Military Update: More than 740,000 currently serving active duty members and 176,000 drilling Reserve and National Guard personnel are expected to opt in to the new BRS, or Blended Retirement System, when the choice becomes available in 2018 to military members with fewer than 12 years’ service.
The opt-in estimates are the product of a “dynamic retention” computer model developed by RAND Corporation and used to predict how personnel will react to a new retirement choice. The BRS was designed by the Military Compensation and Retirement Modernization Commission and approved by Congress last year after lawmakers tweaked a few features.
The number of current members who will opt to leave their “High-3” retirement plan, with its higher lifetime value for the near-term rewards and flexible features of the BRS, is important to Department of Defense Board of Actuaries.
The three-member board is responsible for ensuring the Defense Department’s Military Retirement Fund is properly valued and actuarially sound. It held its annual meeting July 15 and accepted RAND’s estimate that a total of 916,754 active and reserve component members will opt into the BRS starting 16 months from now. That estimate is roughly half of the 1.8 million active duty, Guard and Reserve members eligible to make the choice.
A transcript of that July meeting, however, shows the board and department actuaries embraced RAND’s numbers only reluctantly, as flawed approximations but also the best available. To understand why the number experts grumbled, we first need to review major features of the BRS.

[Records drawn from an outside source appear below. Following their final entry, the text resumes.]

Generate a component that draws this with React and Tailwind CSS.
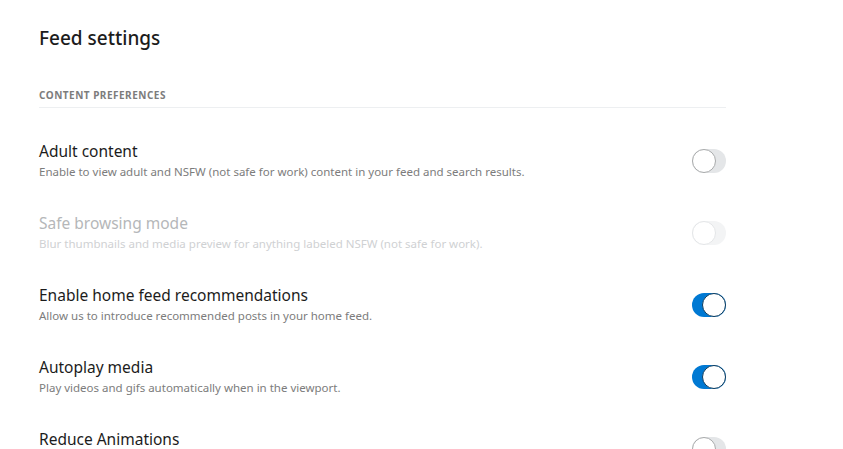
import { useState } from 'react';

const rows = [
  {
    title: 'Adult content',
    desc: 'Enable to view adult and NSFW (not safe for work) content in your feed and search results.',
    on: false,
  },
  {
    title: 'Safe browsing mode',
    desc: 'Blur thumbnails and media preview for anything labeled NSFW (not safe for work).',
    on: false,
    disabled: true,
  },
  {
    title: 'Enable home feed recommendations',
    desc: 'Allow us to introduce recommended posts in your home feed.',
    on: true,
  },
  {
    title: 'Autoplay media',
    desc: 'Play videos and gifs automatically when in the viewport.',
    on: true,
  },
  {
    title: 'Reduce Animations',
    desc: 'Reduce animations on posts, comments, and feeds.',
    on: false,
  },
];

function Toggle({ on, disabled, onClick }) {
  return (
    <button
      onClick={onClick}
      disabled={disabled}
      className={`relative h-[24px] w-[34px] shrink-0 rounded-full ${
        on ? 'bg-[#0079d3]' : disabled ? 'bg-[#f3f4f5]' : 'bg-[#e4e6e8]'
      }`}
    >
      <span
        className={`absolute top-0 h-[24px] w-[24px] rounded-full border-[1.5px] bg-white ${
          on ? 'left-[10px] border-[#0c3a5c]' : disabled ? 'left-0 border-[#e4e6e8]' : 'left-0 border-[#a8aaab]'
        }`}
      />
    </button>
  );
}

export default function App() {
  const [state, setState] = useState(rows.map((r) => r.on));

  return (
    <div className="min-h-screen bg-white px-[39px] font-['Noto_Sans',sans-serif]">
      <div className="w-[687px]">
        <h1 className="pt-[26px] text-[19px] leading-[24px] font-medium text-[#1c1c1c]">Feed settings</h1>

        {/* Section header */}
        <div className="mt-[39px] border-b border-[#edeff1] pb-[6px] text-[10px] leading-[12px] font-bold tracking-[0.5px] text-[#7c7c7c]">
          CONTENT PREFERENCES
        </div>

        <div className="mt-[33px] flex flex-col gap-[33px]">
          {rows.map((row, i) => (
            <div key={row.title} className="flex items-center justify-between">
              <div>
                <div
                  className={`text-[15.5px] leading-[20px] font-normal ${
                    row.disabled ? 'text-[#b5b7b9]' : 'text-[#1c1c1c]'
                  }`}
                >
                  {row.title}
                </div>
                <div
                  className={`mt-[3px] text-[11.5px] leading-[16px] ${
                    row.disabled ? 'text-[#cfd1d3]' : 'text-[#7c7c7c]'
                  }`}
                >
                  {row.desc}
                </div>
              </div>
              <Toggle
                on={state[i]}
                disabled={row.disabled}
                onClick={() => setState((s) => s.map((v, j) => (j === i ? !v : v)))}
              />
            </div>
          ))}
        </div>
      </div>
    </div>
  );
}
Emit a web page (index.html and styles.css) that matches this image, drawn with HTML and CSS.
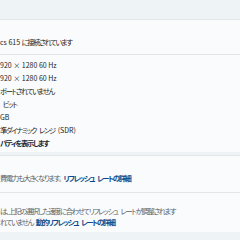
FILE: index.html
```html
<!DOCTYPE html>
<html lang="ja">
<head>
    <meta charset="UTF-8">
    <meta name="viewport" content="width=device-width, initial-scale=1.0">
    <title>ディスプレイの詳細設定</title>
    <link rel="stylesheet" href="styles.css">
</head>
<body>
    <div class="top"></div>

    <div class="card head">
        <p class="line"><span class="lat">cs 615 </span>に接続されています</p>
    </div>

    <div class="card info">
        <p class="line lat">920 × 1280 60 Hz</p>
        <p class="line lat">920 × 1280 60 Hz</p>
        <p class="line">ポートされていません</p>
        <p class="line">&nbsp;ビット</p>
        <p class="line lat">GB</p>
        <p class="line">準ダイナミック レンジ <span class="lat">(SDR)</span></p>
        <p class="line link-bold">パティを表示します</p>
    </div>

    <div class="card rate">
        <p class="line muted">費電力も大きくなります。 <a class="link" href="#">リフレッシュ レートの詳細</a></p>
    </div>

    <div class="card dynamic">
        <p class="line muted">は、上記の選択した速度に合わせてリフレッシュ レートが調整されます</p>
        <p class="line muted">れていません <a class="link" href="#">動的リフレッシュ レートの詳細</a></p>
    </div>
</body>
</html>
```

FILE: styles.css
```css
body {
    margin: 0;
    background-color: #eef3f5;
    font-family: "Noto Sans CJK JP", "Noto Sans", sans-serif;
    font-size: 7.3px;
    font-feature-settings: "palt";
    color: #1b1b1b;
    overflow: hidden;
}
.top {
    height: 19px;
}
.card {
    background: #f9fbfc;
    border-top: 1px solid #e1e6e9;
}
.line {
    margin: 0;
    height: 13px;
    line-height: 13px;
    white-space: nowrap;
    letter-spacing: -1.35px;
    word-spacing: 2.5px;
}
.lat {
    font-size: 7px;
    letter-spacing: 0;
    word-spacing: 0;
}
.head {
    height: 35px;
    padding-top: 16px;
    box-sizing: border-box;
}
.info {
    padding: 4px 0 2px;
    margin-bottom: 3px;
}
.link-bold {
    font-weight: bold;
    color: #1a2a3a;
}
.rate {
    height: 37px;
    padding-top: 16px;
    box-sizing: border-box;
}
.dynamic {
    height: 40px;
    padding-top: 13px;
    box-sizing: border-box;
}
.dynamic .line {
    height: 11px;
    line-height: 11px;
}
.muted {
    color: #5c5f62;
}
.link {
    color: #0b4a8a;
    font-weight: bold;
    text-decoration: none;
}
```
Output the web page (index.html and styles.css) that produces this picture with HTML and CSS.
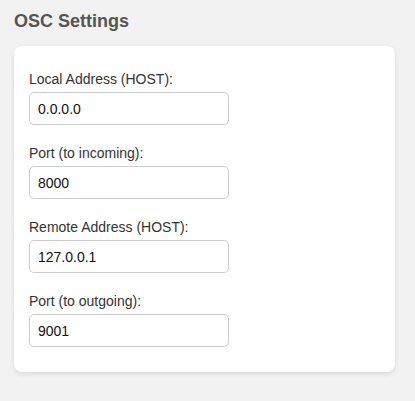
FILE: index.html
```html
<!DOCTYPE html>
<html lang="en">
<head>
    <meta charset="UTF-8">
    <meta name="viewport" content="width=device-width, initial-scale=1.0">
    <title>OSC Settings</title>
    <link rel="stylesheet" href="styles.css">
</head>
<body>
    <div class="page">
        <h2>OSC Settings</h2>
        <div class="card">
            <div class="form-group">
                <label for="local-host">Local Address (HOST):</label>
                <input type="text" id="local-host" value="0.0.0.0">
            </div>
            <div class="form-group">
                <label for="local-port">Port (to incoming):</label>
                <input type="text" id="local-port" value="8000">
            </div>
            <div class="form-group">
                <label for="remote-host">Remote Address (HOST):</label>
                <input type="text" id="remote-host" value="127.0.0.1">
            </div>
            <div class="form-group">
                <label for="remote-port">Port (to outgoing):</label>
                <input type="text" id="remote-port" value="9001">
            </div>
        </div>
    </div>
</body>
</html>
```

FILE: styles.css
```css
body {
    font-family: "Liberation Sans", Arial, sans-serif;
    margin: 0;
    background-color: #f2f2f2;
}
.page {
    padding: 11px 20px 20px 14px;
}
h2 {
    margin: 0 0 14px;
    font-size: 18px;
    font-weight: bold;
    color: #555;
}
.card {
    background: white;
    border-radius: 8px;
    padding: 5px 15px;
    box-shadow: 0 2px 5px rgba(0, 0, 0, 0.1);
}
.form-group {
    margin: 20px 0;
}
.form-group label {
    display: block;
    font-size: 14px;
    color: #333;
    margin-bottom: 5px;
}
.form-group input {
    display: block;
    width: 200px;
    height: 33px;
    box-sizing: border-box;
    padding: 0 8px;
    font-family: "Liberation Sans", Arial, sans-serif;
    font-size: 14px;
    color: #111;
    border: 1px solid #ccc;
    border-radius: 5px;
    background: white;
}
```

The new plan is called blended because it combines an immediate but also smaller annuity after 20 or more years of service with a Thrift Savings Plan (TSP) enhanced by government matching of member contributions of up to four percent of basic pay plus an automatic one percent government contribution for all BRS participants, whether they contribute or not to TSP.
This 401(k)-like nest egg toward retirement is a portable benefit on leaving service. Veterans can roll the account into an employer 401(k) or continue to make contributions whether they served two years or 40 years in the military. Because this feature will benefit the great majority of members who leave service short of retirement eligibility at 20 years, the blended plan is expected to be a popular option, particularly with younger folks on their first or second enlistment and officers completing initial service obligation.
Committed careerists, however, are likely to stick with High-3 retirement, which will pay 20 percent more in lifetime annuities if full careers are a realistic goal. The blended plan has two other features High-3 doesn’t.
By current law, BRS participants are to receive a one-time “continuation payment” at the 12-year mark that, at a minimum, must equal two-and-half months of basic for active duty members who agree to serve four more years or one-half month of active pay for reserve component personnel who make the same deal.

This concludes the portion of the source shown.